Q:こんにちは、39才男性です。先日、人間ドック(エコー)で5mm程度の像が発見され、CT検査(造影剤)をしました。しかし、CTには何も写っていなく、診断では、「ほぼ肝血管腫であり、6ヶ月後に大きさをみましょう。」で終わりました。また、「5mmと小さいため、CTのスライス幅の関係から、何も見えないことも考えられる。MRIをしても同じ可能性はある。」とのコメントがありました。6ヶ月後のチェックだけで安心でしょうか?

 

A:さて、ご質問の「肝血管腫」ですが、超音波で肝腫瘍が見つかった場合には、C型肝炎、B型肝炎、その他の原因での肝機能障害(多くはアルコール性脂肪肝)のあるなしで話が変わってきます。
 肝機能障害がなければ、検診で見つかった高エコー(超音波の像で白く写る)を呈する肝腫瘍(良性も悪性も含めて肝腫瘍と言います)の場合、ほとんどが「肝血管腫」と呼ばれる良性腫瘍です。肝臓の中に毛細血管が一部増殖して腫瘍状に発育したものです。「顔などにできる赤あざのようなものが肝臓の中にできているものと考えて下さい。」と患者さんには話しております。正確には腫瘍の本質を現してないとお叱りを受けるかもしれませんが、患者さんに理解していただけるための例えとして用いています。

 3ヶ月後、6ヶ月後に再検査してみて、大きさや形に変化がなければ、1年に1回の超音波検査で経過を見ていきます。中にどうしても心配で仕方がないと言われる方がありますが、そのような方にはMRIという検査をお勧めしています。CTは放射線被曝の問題、造影剤という薬を投与しながら検査しますが、副作用の問題もあり第一選択にはしておりません。

 どんどん大きくなって・・という心配もまずありません。ただし、子供さんの場合、心不全状態で見つかる大きな肝血管腫は手術の対象となることがあります(カサバッハ・メリット症候群と言います)。
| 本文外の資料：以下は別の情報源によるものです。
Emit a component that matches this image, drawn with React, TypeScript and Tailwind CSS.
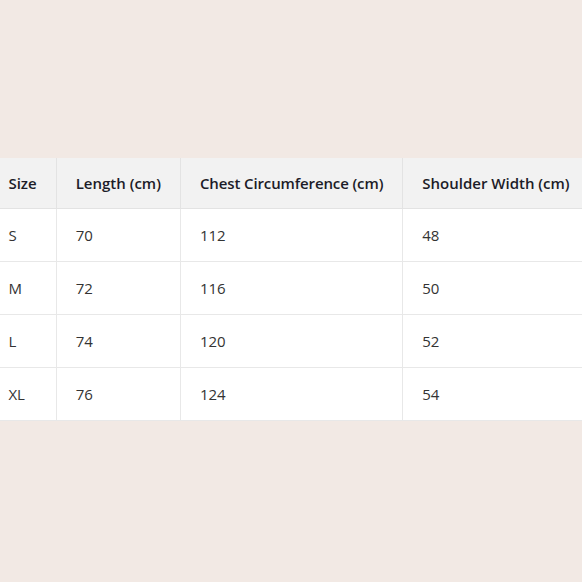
const rows = [
	["S", "70", "112", "48"],
	["M", "72", "116", "50"],
	["L", "74", "120", "52"],
	["XL", "76", "124", "54"],
];

const headers = ["Size", "Length (cm)", "Chest Circumference (cm)", "Shoulder Width (cm)"];

export default function App() {
	return (
		<div
			className="h-[582px] w-[582px] overflow-hidden bg-[#f2e9e4] flex items-center justify-center pb-[3px] pr-[4px]"
			style={{ fontFamily: '"Open Sans", "Noto Sans", sans-serif' }}
		>
			<table className="shrink-0 border-collapse bg-white text-[15px] text-[#333]">
				<thead>
					<tr className="bg-[#f2f2f2] text-[#1c1c28]">
						{headers.map((h, i) => (
							<th
								key={h}
								className={`h-[50px] px-[19px] text-left font-semibold whitespace-nowrap border-b border-[#e3e3e3] ${
									i > 0 ? "border-l" : ""
								} ${i === 2 ? "tracking-[-0.12px]" : ""}`}
							>
								{h}
							</th>
						))}
					</tr>
				</thead>
				<tbody>
					{rows.map((r) => (
						<tr key={r[0]}>
							{r.map((c, i) => (
								<td
									key={i}
									className={`h-[53px] px-[19px] border-b border-[#e8e8e8] ${
										i > 0 ? "border-l" : ""
									}`}
								>
									{c}
								</td>
							))}
						</tr>
					))}
				</tbody>
			</table>
		</div>
	);
}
 一方、前述の肝炎・肝機能障害が有る場合は、話が全然違ってきます。「肝細胞癌」という悪性腫瘍の早い時期である可能性がでてきますので、CTあるいはMRI検査を受ける必要があります。まず、肝機能障害があるかないか調べてもらって下さい。なければ3ヶ月、6ヶ月後に超音波の再検査を受けて下さい。大きさや形に変化がなければ、年に1回経過観察の超音波検査を受けるようにして下さい。できるだけ同じ施設でみてもらうようにした方がいいと思います。